# GOAL OF THE EXERCISE:
Return the listing below exactly, with the pictures dropped.

╔══

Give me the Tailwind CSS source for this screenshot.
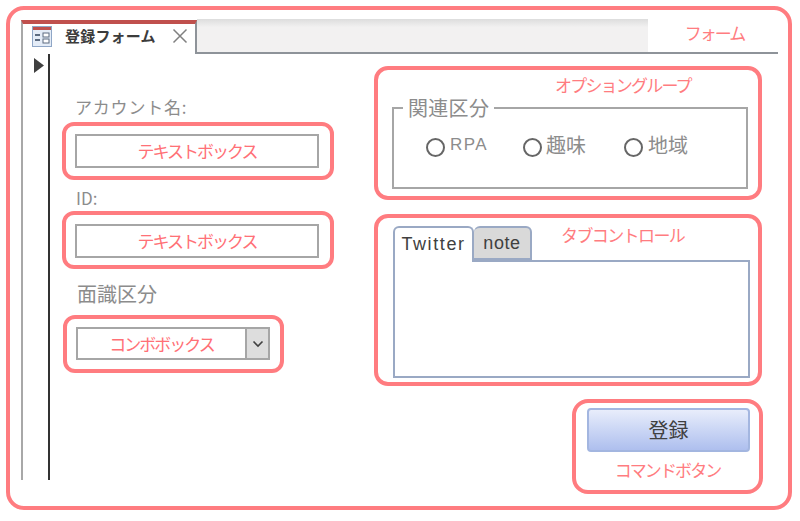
<!DOCTYPE html>
<html lang="ja">
<head>
  <meta charset="UTF-8" />
  <title>登録フォーム</title>
  <script src="https://cdn.jsdelivr.net/npm/@tailwindcss/browser@4"></script>
</head>
<body class="bg-white w-[800px] h-[521px] overflow-hidden pt-[6px] pl-[6px] font-['Noto_Sans_CJK_JP',sans-serif]">

  <!-- Form outline -->
  <div class="w-[786px] h-[504px] border-[4px] border-[#ff7c80] rounded-[18px] pl-[10px] pt-[8px]">

    <!-- Tab strip -->
    <div class="flex h-[36px] w-[758px]">
      <div class="ml-[1px] w-[176px] h-[34px] flex items-center bg-white border-l-2 border-l-[#a8a8a8] border-t-[4px] border-t-[#c0504d] border-r-2 border-r-[#8e9399] mt-[2px] pl-[9px] pb-[6px]">
        <svg width="20" height="21" viewBox="0 0 20 21" class="shrink-0">
          <rect x="0.5" y="0.5" width="19" height="20" fill="#e4ecf7" stroke="#8fa6c6" />
          <rect x="1" y="1" width="18" height="3" fill="#c0504d" />
          <rect x="3" y="8" width="5" height="2" fill="#5c6b80" />
          <rect x="3" y="13" width="5" height="2" fill="#5c6b80" />
          <rect x="11" y="7" width="6" height="4" fill="#fff" stroke="#5c6b80" />
          <rect x="11" y="13" width="6" height="4" fill="#fff" stroke="#5c6b80" />
        </svg>
        <span class="ml-[13px] text-[15px] font-bold text-[#3c3c3c] whitespace-nowrap tracking-[0.2px]">登録フォーム</span>
        <svg width="16" height="16" viewBox="0 0 16 16" class="ml-[16px] shrink-0">
          <path d="M1.5 1.5L14.5 14.5M14.5 1.5L1.5 14.5" stroke="#808080" stroke-width="1.5" fill="none" />
        </svg>
      </div>
      <div class="w-[451px] h-[35px] mt-[1px] bg-gradient-to-b from-[#dddddd] to-[#f2f1f1] from-0% to-[25%] border-b-2 border-b-[#8e9399]"></div>
      <div class="w-[130px] h-[35px] mt-[1px] border-b-2 border-b-[#8e9399] flex justify-center pl-[3px]">
        <span class="text-[17px] tracking-[-2px] leading-[28px] text-[#ff7c80]">フォーム</span>
      </div>
    </div>

    <div class="flex h-[426px]">
      <!-- Record selector -->
      <div class="ml-[1px] w-[29px] h-[426px] border-l-2 border-l-[#a8a8a8] border-r-2 border-r-[#333333] pt-[4px] pl-[11px]">
        <svg width="10" height="15" viewBox="0 0 10 15"><path d="M0 0L10 7.5L0 15Z" fill="#404040" /></svg>
      </div>

      <!-- Left column -->
      <div class="w-[272px] ml-[12px]">
        <p class="ml-[13px] mt-[41px] text-[17px] leading-[24px] text-[#8c8c8c] tracking-[0.8px]">アカウント名:</p>
        <div class="mt-[3px] w-[272px] h-[58px] border-[4px] border-[#ff7c80] rounded-[12px] pl-[9px] pt-[8px]">
          <div class="w-[244px] h-[34px] border-2 border-[#a6a6a6] flex items-center justify-center text-[17px] tracking-[-2px] text-[#ff7076]">テキストボックス</div>
        </div>
        <p class="ml-[14px] mt-[6px] text-[17px] leading-[24px] text-[#8c8c8c]">ID:</p>
        <div class="mt-[1px] w-[272px] h-[58px] border-[4px] border-[#ff7c80] rounded-[12px] pl-[9px] pt-[9px]">
          <div class="w-[244px] h-[34px] border-2 border-[#a6a6a6] flex items-center justify-center text-[17px] tracking-[-2px] text-[#ff7076]">テキストボックス</div>
        </div>
        <p class="ml-[15px] mt-[11px] text-[20px] leading-[28px] text-[#8c8c8c]">面識区分</p>
        <div class="mt-[7px] ml-[1px] w-[221px] h-[58px] border-[4px] border-[#ff7c80] rounded-[12px] pl-[9px] pt-[8px]">
          <div class="w-[194px] h-[33px] border-2 border-[#a6a6a6] flex">
            <div class="flex-1 flex items-center justify-center text-[17px] tracking-[-2px] text-[#ff7076]">コンボボックス</div>
            <div class="w-[25px] bg-[#dddddd] border-2 border-[#a6a6a6] flex items-center justify-center -my-[2px] -mr-[2px]">
              <svg width="12" height="8" viewBox="0 0 12 8"><path d="M1.5 1.5L6 6L10.5 1.5" stroke="#404040" stroke-width="1.6" fill="none" /></svg>
            </div>
          </div>
        </div>
      </div>

      <!-- Right column -->
      <div class="w-[389px] ml-[40px] mt-[12px]">

        <!-- Option group -->
        <div class="w-[388px] h-[134px] border-[4px] border-[#ff7c80] rounded-[14px] pl-[14px]">
          <p class="ml-[163px] mt-[3px] text-[17px] tracking-[-1.8px] leading-[24px] text-[#ff7c80] whitespace-nowrap">オプショングループ</p>
          <fieldset class="-mt-[1px] w-[356px] h-[93px] border-2 border-[#a6a6a6] pl-[9px]">
            <legend class="text-[20px] leading-[24px] text-[#8c8c8c] px-[5px] tracking-[0.3px]">関連区分</legend>
            <div class="flex items-center mt-[18px] ml-[23px] text-[#8c8c8c] text-[20px] leading-[24px]">
              <span class="w-[19px] h-[19px] rounded-full border-2 border-[#666666] shrink-0"></span>
              <span class="-mt-[6px] ml-[5px] w-[73px] font-['Liberation_Sans',sans-serif] text-[17px] tracking-[1.5px]">RPA</span>
              <span class="w-[19px] h-[19px] rounded-full border-2 border-[#666666] shrink-0"></span>
              <span class="-mt-[6px] ml-[4px] w-[78px]">趣味</span>
              <span class="w-[19px] h-[19px] rounded-full border-2 border-[#666666] shrink-0"></span>
              <span class="-mt-[6px] ml-[5px]">地域</span>
            </div>
          </fieldset>
        </div>

        <!-- Tab control -->
        <div class="mt-[14px] w-[388px] h-[172px] border-[4px] border-[#ff7c80] rounded-[14px] pl-[15px] pt-[8px]">
          <div class="flex h-[34px] items-end">
            <div class="w-[81px] h-[36px] bg-white border-2 border-b-0 border-[#9aa9c4] rounded-t-[6px] relative z-10 -mb-[2px] text-center text-[18px] leading-[32px] text-[#404040] font-['Liberation_Sans',sans-serif] tracking-[1.6px]">Twitter</div>
            <div class="w-[58px] h-[34px] bg-[#d9d9d9] border-2 border-l-0 border-[#9aa9c4] rounded-t-[6px] text-center text-[18px] leading-[31px] text-[#404040] font-['Liberation_Sans',sans-serif] tracking-[0.6px]">note</div>
            <span class="ml-[29px] self-start -mt-[3px] text-[17px] tracking-[-1.6px] leading-[24px] text-[#ff7c80] whitespace-nowrap">タブコントロール</span>
          </div>
          <div class="w-[357px] h-[118px] border-2 border-[#9aa9c4] bg-white"></div>
        </div>

        <!-- Command button -->
        <div class="mt-[13px] ml-[198px] w-[191px] h-[95px] border-[4px] border-[#ff7c80] rounded-[16px] pl-[11px] pt-[5px]">
          <button class="w-[163px] h-[44px] rounded-[4px] border-2 border-[#a3b6e0] bg-gradient-to-b from-[#e8edfb] to-[#aebfee] text-[20px] text-[#404040]">登録</button>
          <p class="mt-[6px] -ml-[11px] text-center text-[17px] tracking-[-1.9px] leading-[24px] text-[#ff7c80] whitespace-nowrap">コマンドボタン</p>
        </div>
      </div>
    </div>
  </div>

</body>
</html>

╚══

# EXERCISE OUTPUT:
Give me the Tailwind CSS source for this screenshot.
<!DOCTYPE html>
<html lang="ja">
<head>
  <meta charset="UTF-8" />
  <title>登録フォーム</title>
  <script src="https://cdn.jsdelivr.net/npm/@tailwindcss/browser@4"></script>
</head>
<body class="bg-white w-[800px] h-[521px] overflow-hidden pt-[6px] pl-[6px] font-['Noto_Sans_CJK_JP',sans-serif]">

  <!-- Form outline -->
  <div class="w-[786px] h-[504px] border-[4px] border-[#ff7c80] rounded-[18px] pl-[10px] pt-[8px]">

    <!-- Tab strip -->
    <div class="flex h-[36px] w-[758px]">
      <div class="ml-[1px] w-[176px] h-[34px] flex items-center bg-white border-l-2 border-l-[#a8a8a8] border-t-[4px] border-t-[#c0504d] border-r-2 border-r-[#8e9399] mt-[2px] pl-[9px] pb-[6px]">
        <svg width="20" height="21" viewBox="0 0 20 21" class="shrink-0">
          <rect x="0.5" y="0.5" width="19" height="20" fill="#e4ecf7" stroke="#8fa6c6" />
          <rect x="1" y="1" width="18" height="3" fill="#c0504d" />
          <rect x="3" y="8" width="5" height="2" fill="#5c6b80" />
          <rect x="3" y="13" width="5" height="2" fill="#5c6b80" />
          <rect x="11" y="7" width="6" height="4" fill="#fff" stroke="#5c6b80" />
          <rect x="11" y="13" width="6" height="4" fill="#fff" stroke="#5c6b80" />
        </svg>
        <span class="ml-[13px] text-[15px] font-bold text-[#3c3c3c] whitespace-nowrap tracking-[0.2px]">登録フォーム</span>
        <svg width="16" height="16" viewBox="0 0 16 16" class="ml-[16px] shrink-0">
          <path d="M1.5 1.5L14.5 14.5M14.5 1.5L1.5 14.5" stroke="#808080" stroke-width="1.5" fill="none" />
        </svg>
      </div>
      <div class="w-[451px] h-[35px] mt-[1px] bg-gradient-to-b from-[#dddddd] to-[#f2f1f1] from-0% to-[25%] border-b-2 border-b-[#8e9399]"></div>
      <div class="w-[130px] h-[35px] mt-[1px] border-b-2 border-b-[#8e9399] flex justify-center pl-[3px]">
        <span class="text-[17px] tracking-[-2px] leading-[28px] text-[#ff7c80]">フォーム</span>
      </div>
    </div>

    <div class="flex h-[426px]">
      <!-- Record selector -->
      <div class="ml-[1px] w-[29px] h-[426px] border-l-2 border-l-[#a8a8a8] border-r-2 border-r-[#333333] pt-[4px] pl-[11px]">
        <svg width="10" height="15" viewBox="0 0 10 15"><path d="M0 0L10 7.5L0 15Z" fill="#404040" /></svg>
      </div>

      <!-- Left column -->
      <div class="w-[272px] ml-[12px]">
        <p class="ml-[13px] mt-[41px] text-[17px] leading-[24px] text-[#8c8c8c] tracking-[0.8px]">アカウント名:</p>
        <div class="mt-[3px] w-[272px] h-[58px] border-[4px] border-[#ff7c80] rounded-[12px] pl-[9px] pt-[8px]">
          <div class="w-[244px] h-[34px] border-2 border-[#a6a6a6] flex items-center justify-center text-[17px] tracking-[-2px] text-[#ff7076]">テキストボックス</div>
        </div>
        <p class="ml-[14px] mt-[6px] text-[17px] leading-[24px] text-[#8c8c8c]">ID:</p>
        <div class="mt-[1px] w-[272px] h-[58px] border-[4px] border-[#ff7c80] rounded-[12px] pl-[9px] pt-[9px]">
          <div class="w-[244px] h-[34px] border-2 border-[#a6a6a6] flex items-center justify-center text-[17px] tracking-[-2px] text-[#ff7076]">テキストボックス</div>
        </div>
        <p class="ml-[15px] mt-[11px] text-[20px] leading-[28px] text-[#8c8c8c]">面識区分</p>
        <div class="mt-[7px] ml-[1px] w-[221px] h-[58px] border-[4px] border-[#ff7c80] rounded-[12px] pl-[9px] pt-[8px]">
          <div class="w-[194px] h-[33px] border-2 border-[#a6a6a6] flex">
            <div class="flex-1 flex items-center justify-center text-[17px] tracking-[-2px] text-[#ff7076]">コンボボックス</div>
            <div class="w-[25px] bg-[#dddddd] border-2 border-[#a6a6a6] flex items-center justify-center -my-[2px] -mr-[2px]">
              <svg width="12" height="8" viewBox="0 0 12 8"><path d="M1.5 1.5L6 6L10.5 1.5" stroke="#404040" stroke-width="1.6" fill="none" /></svg>
            </div>
          </div>
        </div>
      </div>

      <!-- Right column -->
      <div class="w-[389px] ml-[40px] mt-[12px]">

        <!-- Option group -->
        <div class="w-[388px] h-[134px] border-[4px] border-[#ff7c80] rounded-[14px] pl-[14px]">
          <p class="ml-[163px] mt-[3px] text-[17px] tracking-[-1.8px] leading-[24px] text-[#ff7c80] whitespace-nowrap">オプショングループ</p>
          <fieldset class="-mt-[1px] w-[356px] h-[93px] border-2 border-[#a6a6a6] pl-[9px]">
            <legend class="text-[20px] leading-[24px] text-[#8c8c8c] px-[5px] tracking-[0.3px]">関連区分</legend>
            <div class="flex items-center mt-[18px] ml-[23px] text-[#8c8c8c] text-[20px] leading-[24px]">
              <span class="w-[19px] h-[19px] rounded-full border-2 border-[#666666] shrink-0"></span>
              <span class="-mt-[6px] ml-[5px] w-[73px] font-['Liberation_Sans',sans-serif] text-[17px] tracking-[1.5px]">RPA</span>
              <span class="w-[19px] h-[19px] rounded-full border-2 border-[#666666] shrink-0"></span>
              <span class="-mt-[6px] ml-[4px] w-[78px]">趣味</span>
              <span class="w-[19px] h-[19px] rounded-full border-2 border-[#666666] shrink-0"></span>
              <span class="-mt-[6px] ml-[5px]">地域</span>
            </div>
          </fieldset>
        </div>

        <!-- Tab control -->
        <div class="mt-[14px] w-[388px] h-[172px] border-[4px] border-[#ff7c80] rounded-[14px] pl-[15px] pt-[8px]">
          <div class="flex h-[34px] items-end">
            <div class="w-[81px] h-[36px] bg-white border-2 border-b-0 border-[#9aa9c4] rounded-t-[6px] relative z-10 -mb-[2px] text-center text-[18px] leading-[32px] text-[#404040] font-['Liberation_Sans',sans-serif] tracking-[1.6px]">Twitter</div>
            <div class="w-[58px] h-[34px] bg-[#d9d9d9] border-2 border-l-0 border-[#9aa9c4] rounded-t-[6px] text-center text-[18px] leading-[31px] text-[#404040] font-['Liberation_Sans',sans-serif] tracking-[0.6px]">note</div>
            <span class="ml-[29px] self-start -mt-[3px] text-[17px] tracking-[-1.6px] leading-[24px] text-[#ff7c80] whitespace-nowrap">タブコントロール</span>
          </div>
          <div class="w-[357px] h-[118px] border-2 border-[#9aa9c4] bg-white"></div>
        </div>

        <!-- Command button -->
        <div class="mt-[13px] ml-[198px] w-[191px] h-[95px] border-[4px] border-[#ff7c80] rounded-[16px] pl-[11px] pt-[5px]">
          <button class="w-[163px] h-[44px] rounded-[4px] border-2 border-[#a3b6e0] bg-gradient-to-b from-[#e8edfb] to-[#aebfee] text-[20px] text-[#404040]">登録</button>
          <p class="mt-[6px] -ml-[11px] text-center text-[17px] tracking-[-1.9px] leading-[24px] text-[#ff7c80] whitespace-nowrap">コマンドボタン</p>
        </div>
      </div>
    </div>
  </div>

</body>
</html>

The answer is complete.